Al contrario, il partito Giustizia e Sviluppo (AKP), ben legato al settore edilizio fin dall’ ascesa al potere di  Erdogan, ha continuato a concedere permessi governativi per la costruzione di alloggi. Dal 2002, l’AKP ha concesso anche una dozzina di amnistie generali nel settore delle costruzioni che hanno consentito ai titolari di ‘alloggi non conformi’ di regolarizzare la propria situazione, previo pagamento di canoni.

Il più grande condono è avvenuto poco prima delle elezioni presidenziali del 2018. Pare ne abbiano beneficiato più di 7 milioni di edifici, di cui 300.000 nelle dieci città più colpite dal sisma. Nel marzo 2019, poco prima delle elezioni locali, venne concessa un’altra amnistia a facilitare l’edilizia illegale, nonostante ingegneri e architetti  avessero lanciato l’allarme sui rischi per la sicurezza.

Ad amnistie e condoni si aggiunge  un sistema di controllo del tutto inadeguato che consente alle società di costruzioni di mettere a libro paga ‘ingegneri fantasma’ che non fanno verifiche. Il segretario generale dell’Unione delle Camere degli ingegneri e degli architetti di Adiyaman, Eye Ufuk Bayir, ha dichiarato  che “gli edifici non sono stati ispezionati, le valutazioni statistiche non sono state fatte e i test antisismici non sono MAI stati condotti[i] . Addirittura con un decreto presidenziale del 5 febbraio 2022, esattamente un anno prima del sisma, Erdogan aboliva lo status di “quartieri a rischio” per sei zone della città di Antakya, tutte irrimediabilmente rase al suolo dal terremoto.
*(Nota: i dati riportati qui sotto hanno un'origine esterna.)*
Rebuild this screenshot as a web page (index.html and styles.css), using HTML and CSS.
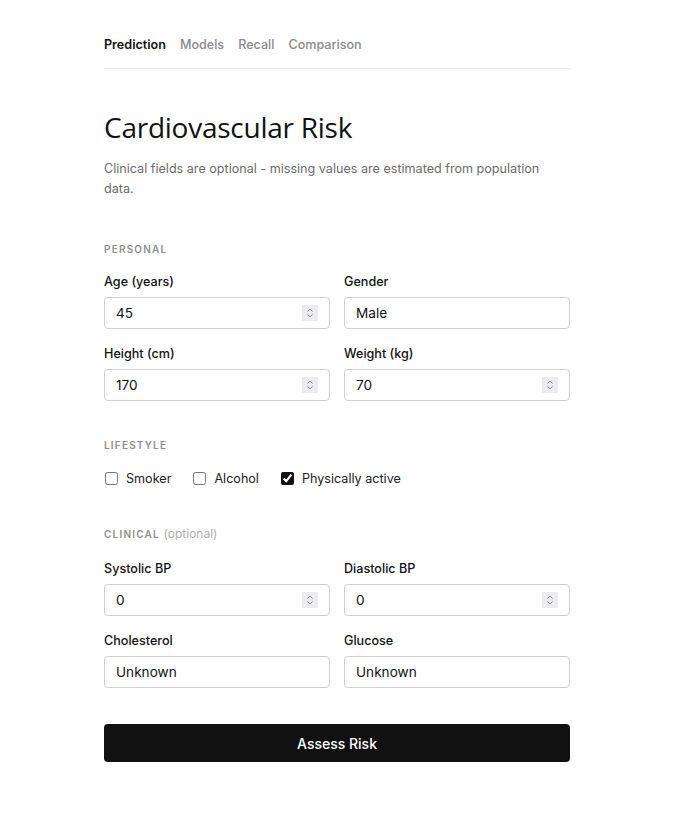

In maggio 2023 incombono le elezioni generali e per ora il Consiglio elettorale supremo della Turchia non ha ricevuto alcuna richiesta di rinvio, anche se le elezioni generali nel paese potrebbero essere rinviate per un periodo da sei mesi a un anno, con il Consiglio elettorale supremo che dovrebbe prendere l'iniziativa su richiesta del partito al governo. Nello stesso tempo c’è la dichiarazione del presidente Erdogan che promette e prevede un anno per restaurare tutti gli edifici. Con quali criteri? Ci si chiede. Potrebbe essere che le elezioni slittino a giugno, ultima data possibile nel rispetto della Costituzione turca, considerato che per un rinvio oltre giugno, il governo avrebbe bisogno di una maggioranza di due terzi in parlamento, cioè che decine di deputati dell’opposizione votassero a favore di tale opzione.